WHAT YOU NEED TO DO: The listing below begins with the first line you should copy; stop after the line containing "looks ──────────────────────────────────────── */", and drop every picture.

DATA BLOCK:
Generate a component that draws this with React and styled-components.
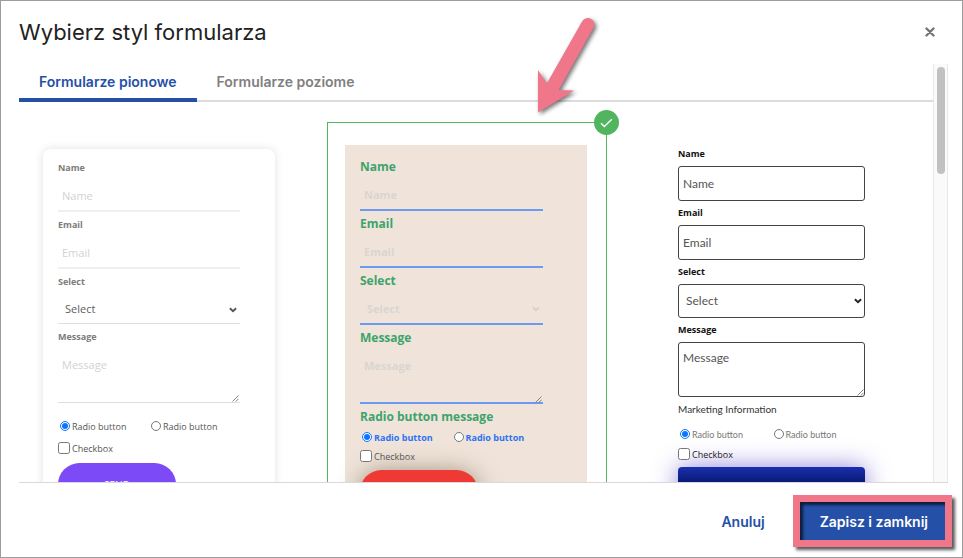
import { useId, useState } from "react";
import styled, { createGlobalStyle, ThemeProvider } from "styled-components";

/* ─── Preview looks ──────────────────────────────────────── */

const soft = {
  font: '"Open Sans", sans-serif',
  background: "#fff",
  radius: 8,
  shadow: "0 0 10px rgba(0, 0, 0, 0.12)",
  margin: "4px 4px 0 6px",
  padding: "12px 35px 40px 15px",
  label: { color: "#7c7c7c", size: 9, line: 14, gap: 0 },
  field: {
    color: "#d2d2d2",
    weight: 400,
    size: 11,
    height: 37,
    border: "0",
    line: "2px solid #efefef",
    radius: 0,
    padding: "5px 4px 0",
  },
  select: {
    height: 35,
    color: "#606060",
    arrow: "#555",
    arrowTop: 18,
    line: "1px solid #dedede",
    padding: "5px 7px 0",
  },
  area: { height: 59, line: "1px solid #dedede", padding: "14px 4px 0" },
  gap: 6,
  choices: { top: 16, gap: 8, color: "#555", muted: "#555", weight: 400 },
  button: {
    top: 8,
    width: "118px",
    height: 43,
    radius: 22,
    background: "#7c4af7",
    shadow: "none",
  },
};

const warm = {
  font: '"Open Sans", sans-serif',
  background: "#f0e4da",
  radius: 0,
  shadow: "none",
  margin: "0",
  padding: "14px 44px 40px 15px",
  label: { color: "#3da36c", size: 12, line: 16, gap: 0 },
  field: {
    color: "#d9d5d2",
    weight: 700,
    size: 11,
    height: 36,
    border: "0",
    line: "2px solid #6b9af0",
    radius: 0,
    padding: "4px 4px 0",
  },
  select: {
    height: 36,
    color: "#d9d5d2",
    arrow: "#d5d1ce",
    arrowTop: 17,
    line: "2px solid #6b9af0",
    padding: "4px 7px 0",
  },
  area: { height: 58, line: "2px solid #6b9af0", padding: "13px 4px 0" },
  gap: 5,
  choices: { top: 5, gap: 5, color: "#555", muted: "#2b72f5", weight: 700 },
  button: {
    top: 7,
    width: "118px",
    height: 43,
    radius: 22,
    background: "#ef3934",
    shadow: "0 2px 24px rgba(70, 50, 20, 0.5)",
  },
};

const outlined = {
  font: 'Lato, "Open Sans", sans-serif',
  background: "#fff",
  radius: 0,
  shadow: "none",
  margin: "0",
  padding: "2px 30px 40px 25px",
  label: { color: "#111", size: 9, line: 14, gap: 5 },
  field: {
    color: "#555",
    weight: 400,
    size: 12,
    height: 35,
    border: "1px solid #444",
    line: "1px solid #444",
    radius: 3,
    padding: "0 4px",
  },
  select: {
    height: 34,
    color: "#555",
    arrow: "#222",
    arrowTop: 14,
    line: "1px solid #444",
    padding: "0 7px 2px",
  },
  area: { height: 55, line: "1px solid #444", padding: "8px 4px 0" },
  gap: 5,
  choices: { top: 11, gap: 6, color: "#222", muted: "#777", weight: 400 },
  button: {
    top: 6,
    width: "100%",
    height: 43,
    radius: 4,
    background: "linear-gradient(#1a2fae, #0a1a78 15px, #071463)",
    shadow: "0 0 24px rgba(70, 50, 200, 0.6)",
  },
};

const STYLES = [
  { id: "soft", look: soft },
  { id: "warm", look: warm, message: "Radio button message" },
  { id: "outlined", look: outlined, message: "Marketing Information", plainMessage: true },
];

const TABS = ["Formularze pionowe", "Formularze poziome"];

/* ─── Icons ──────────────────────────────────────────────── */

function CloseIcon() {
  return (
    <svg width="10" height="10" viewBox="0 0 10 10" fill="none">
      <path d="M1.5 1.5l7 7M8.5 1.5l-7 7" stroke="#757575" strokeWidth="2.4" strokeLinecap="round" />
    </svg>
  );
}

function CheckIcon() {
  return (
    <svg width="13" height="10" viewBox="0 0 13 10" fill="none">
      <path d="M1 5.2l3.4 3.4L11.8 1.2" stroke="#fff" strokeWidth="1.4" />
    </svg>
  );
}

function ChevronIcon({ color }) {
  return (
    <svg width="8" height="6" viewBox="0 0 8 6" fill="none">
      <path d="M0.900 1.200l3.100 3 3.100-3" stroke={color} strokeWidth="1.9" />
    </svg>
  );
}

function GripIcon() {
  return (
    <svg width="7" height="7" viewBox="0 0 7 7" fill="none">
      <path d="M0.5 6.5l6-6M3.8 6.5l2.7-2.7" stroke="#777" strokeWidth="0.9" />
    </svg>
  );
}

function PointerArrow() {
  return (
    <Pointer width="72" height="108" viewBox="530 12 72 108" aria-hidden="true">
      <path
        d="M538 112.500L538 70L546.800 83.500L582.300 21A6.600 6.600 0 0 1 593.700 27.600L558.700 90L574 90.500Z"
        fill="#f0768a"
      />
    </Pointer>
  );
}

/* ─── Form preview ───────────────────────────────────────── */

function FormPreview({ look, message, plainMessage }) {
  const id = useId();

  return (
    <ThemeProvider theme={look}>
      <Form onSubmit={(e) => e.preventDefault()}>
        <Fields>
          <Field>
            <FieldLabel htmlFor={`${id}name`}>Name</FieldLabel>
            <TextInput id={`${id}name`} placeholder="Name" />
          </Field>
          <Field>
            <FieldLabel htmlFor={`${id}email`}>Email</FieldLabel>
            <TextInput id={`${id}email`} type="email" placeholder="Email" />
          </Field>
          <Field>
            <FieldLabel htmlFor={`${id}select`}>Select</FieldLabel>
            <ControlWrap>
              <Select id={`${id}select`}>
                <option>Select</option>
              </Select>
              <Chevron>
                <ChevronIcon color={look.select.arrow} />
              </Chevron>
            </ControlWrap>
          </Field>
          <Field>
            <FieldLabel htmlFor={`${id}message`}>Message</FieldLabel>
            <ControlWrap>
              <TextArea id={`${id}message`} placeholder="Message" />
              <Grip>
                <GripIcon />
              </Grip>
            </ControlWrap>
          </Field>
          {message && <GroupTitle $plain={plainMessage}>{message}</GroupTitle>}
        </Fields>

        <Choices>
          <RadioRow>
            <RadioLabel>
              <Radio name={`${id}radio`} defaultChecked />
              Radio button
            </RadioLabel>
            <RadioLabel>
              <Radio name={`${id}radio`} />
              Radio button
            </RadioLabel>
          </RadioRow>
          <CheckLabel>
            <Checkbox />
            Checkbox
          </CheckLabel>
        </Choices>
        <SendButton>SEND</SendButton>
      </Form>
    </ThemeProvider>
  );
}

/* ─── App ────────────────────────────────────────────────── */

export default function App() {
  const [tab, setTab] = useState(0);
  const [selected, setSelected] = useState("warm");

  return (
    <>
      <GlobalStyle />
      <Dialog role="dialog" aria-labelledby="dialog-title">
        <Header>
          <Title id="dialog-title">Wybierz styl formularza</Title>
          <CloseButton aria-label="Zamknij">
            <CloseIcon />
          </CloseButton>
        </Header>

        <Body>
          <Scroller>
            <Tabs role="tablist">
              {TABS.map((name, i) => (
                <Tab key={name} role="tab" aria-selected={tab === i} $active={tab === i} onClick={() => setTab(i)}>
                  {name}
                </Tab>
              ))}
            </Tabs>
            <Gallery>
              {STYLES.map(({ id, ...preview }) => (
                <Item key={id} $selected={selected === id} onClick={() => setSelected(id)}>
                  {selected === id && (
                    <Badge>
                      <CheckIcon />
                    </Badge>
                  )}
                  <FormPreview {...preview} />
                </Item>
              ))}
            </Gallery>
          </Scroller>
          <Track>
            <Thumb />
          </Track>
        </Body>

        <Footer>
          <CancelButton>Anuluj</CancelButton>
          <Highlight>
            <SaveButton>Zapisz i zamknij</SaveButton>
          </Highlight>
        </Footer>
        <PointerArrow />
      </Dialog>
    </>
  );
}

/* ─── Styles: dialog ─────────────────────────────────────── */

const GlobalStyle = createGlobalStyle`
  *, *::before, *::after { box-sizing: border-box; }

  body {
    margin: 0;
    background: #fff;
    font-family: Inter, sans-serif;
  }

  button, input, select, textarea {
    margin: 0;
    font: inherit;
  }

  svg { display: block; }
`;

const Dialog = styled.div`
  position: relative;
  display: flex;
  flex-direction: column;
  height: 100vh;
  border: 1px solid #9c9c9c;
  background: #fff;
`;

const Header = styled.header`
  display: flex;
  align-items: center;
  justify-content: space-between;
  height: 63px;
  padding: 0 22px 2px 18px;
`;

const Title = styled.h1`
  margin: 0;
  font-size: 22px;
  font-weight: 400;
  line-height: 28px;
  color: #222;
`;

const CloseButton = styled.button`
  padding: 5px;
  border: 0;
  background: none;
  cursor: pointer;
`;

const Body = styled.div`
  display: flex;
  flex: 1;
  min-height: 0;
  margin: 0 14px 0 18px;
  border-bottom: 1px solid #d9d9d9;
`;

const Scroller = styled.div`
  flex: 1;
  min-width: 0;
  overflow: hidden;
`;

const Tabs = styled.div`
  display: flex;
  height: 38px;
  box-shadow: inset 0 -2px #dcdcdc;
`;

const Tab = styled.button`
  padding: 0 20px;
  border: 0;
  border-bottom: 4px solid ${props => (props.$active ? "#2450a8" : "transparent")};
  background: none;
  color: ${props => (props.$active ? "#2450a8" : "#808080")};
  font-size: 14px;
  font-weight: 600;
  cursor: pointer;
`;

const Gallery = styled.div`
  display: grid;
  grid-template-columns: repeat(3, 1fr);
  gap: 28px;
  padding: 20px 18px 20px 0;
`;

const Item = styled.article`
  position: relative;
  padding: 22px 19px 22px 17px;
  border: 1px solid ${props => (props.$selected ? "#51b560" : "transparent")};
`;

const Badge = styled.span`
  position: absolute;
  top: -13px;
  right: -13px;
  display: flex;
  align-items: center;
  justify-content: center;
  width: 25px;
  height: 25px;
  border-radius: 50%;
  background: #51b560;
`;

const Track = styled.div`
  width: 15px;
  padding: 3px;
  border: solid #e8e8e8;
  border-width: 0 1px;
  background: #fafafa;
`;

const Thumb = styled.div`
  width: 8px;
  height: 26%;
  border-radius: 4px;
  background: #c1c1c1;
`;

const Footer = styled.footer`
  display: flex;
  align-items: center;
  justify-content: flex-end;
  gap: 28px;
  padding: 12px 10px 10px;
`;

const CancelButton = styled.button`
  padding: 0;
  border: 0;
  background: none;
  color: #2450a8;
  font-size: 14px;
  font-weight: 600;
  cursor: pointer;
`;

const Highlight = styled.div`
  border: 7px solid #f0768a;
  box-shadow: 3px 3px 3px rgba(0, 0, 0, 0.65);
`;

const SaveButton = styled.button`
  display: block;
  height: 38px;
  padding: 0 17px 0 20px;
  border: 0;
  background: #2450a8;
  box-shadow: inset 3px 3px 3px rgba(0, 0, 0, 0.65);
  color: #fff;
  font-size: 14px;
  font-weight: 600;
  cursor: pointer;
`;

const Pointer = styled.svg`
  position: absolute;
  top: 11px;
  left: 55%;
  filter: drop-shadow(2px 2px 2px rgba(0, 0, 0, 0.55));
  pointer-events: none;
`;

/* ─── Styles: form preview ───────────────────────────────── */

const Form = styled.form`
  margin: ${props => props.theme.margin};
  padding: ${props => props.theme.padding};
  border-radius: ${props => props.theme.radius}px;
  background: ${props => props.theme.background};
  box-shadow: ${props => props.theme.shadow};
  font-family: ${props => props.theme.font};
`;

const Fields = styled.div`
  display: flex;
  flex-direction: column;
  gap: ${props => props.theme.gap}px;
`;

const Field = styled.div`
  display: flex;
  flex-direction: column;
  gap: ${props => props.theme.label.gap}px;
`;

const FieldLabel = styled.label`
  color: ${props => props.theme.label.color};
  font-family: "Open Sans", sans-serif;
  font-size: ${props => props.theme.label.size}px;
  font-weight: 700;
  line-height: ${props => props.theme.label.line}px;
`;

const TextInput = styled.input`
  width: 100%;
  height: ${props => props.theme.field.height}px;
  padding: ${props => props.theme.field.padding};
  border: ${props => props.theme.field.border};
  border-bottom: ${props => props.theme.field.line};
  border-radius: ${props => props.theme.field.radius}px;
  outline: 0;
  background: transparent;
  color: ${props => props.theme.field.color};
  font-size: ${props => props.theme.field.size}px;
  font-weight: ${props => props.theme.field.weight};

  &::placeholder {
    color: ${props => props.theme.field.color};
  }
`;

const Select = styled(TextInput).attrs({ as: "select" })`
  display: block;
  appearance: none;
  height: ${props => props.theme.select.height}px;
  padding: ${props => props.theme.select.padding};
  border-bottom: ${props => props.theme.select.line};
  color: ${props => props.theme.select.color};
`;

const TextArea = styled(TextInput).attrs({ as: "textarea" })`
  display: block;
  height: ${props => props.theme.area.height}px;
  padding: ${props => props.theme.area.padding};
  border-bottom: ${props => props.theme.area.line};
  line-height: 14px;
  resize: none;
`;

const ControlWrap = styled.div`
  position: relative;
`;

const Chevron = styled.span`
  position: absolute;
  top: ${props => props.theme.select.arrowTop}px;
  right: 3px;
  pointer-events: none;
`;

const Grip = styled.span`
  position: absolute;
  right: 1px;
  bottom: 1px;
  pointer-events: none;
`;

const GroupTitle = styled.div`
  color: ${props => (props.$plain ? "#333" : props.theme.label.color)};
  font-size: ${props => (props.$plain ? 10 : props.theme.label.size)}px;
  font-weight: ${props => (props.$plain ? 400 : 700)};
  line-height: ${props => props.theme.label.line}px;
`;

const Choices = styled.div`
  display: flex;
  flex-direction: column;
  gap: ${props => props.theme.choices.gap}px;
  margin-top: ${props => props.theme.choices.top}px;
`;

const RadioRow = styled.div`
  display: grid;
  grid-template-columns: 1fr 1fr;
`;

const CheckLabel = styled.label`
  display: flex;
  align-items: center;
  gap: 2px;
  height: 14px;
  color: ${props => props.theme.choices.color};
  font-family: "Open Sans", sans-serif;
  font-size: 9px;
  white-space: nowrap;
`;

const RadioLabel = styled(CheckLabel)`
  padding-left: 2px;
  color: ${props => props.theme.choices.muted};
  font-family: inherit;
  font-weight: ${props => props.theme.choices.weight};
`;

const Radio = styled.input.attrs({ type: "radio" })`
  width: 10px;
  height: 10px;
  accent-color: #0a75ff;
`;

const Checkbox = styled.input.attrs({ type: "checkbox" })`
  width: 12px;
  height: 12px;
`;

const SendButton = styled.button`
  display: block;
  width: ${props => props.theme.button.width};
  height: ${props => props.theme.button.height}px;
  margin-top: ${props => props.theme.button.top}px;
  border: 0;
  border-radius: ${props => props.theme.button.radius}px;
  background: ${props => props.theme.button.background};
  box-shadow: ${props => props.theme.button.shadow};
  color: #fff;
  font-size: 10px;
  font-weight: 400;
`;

SOLVED PROBLEM:
Generate a component that draws this with React and styled-components.
import { useId, useState } from "react";
import styled, { createGlobalStyle, ThemeProvider } from "styled-components";

/* ─── Preview looks ──────────────────────────────────────── */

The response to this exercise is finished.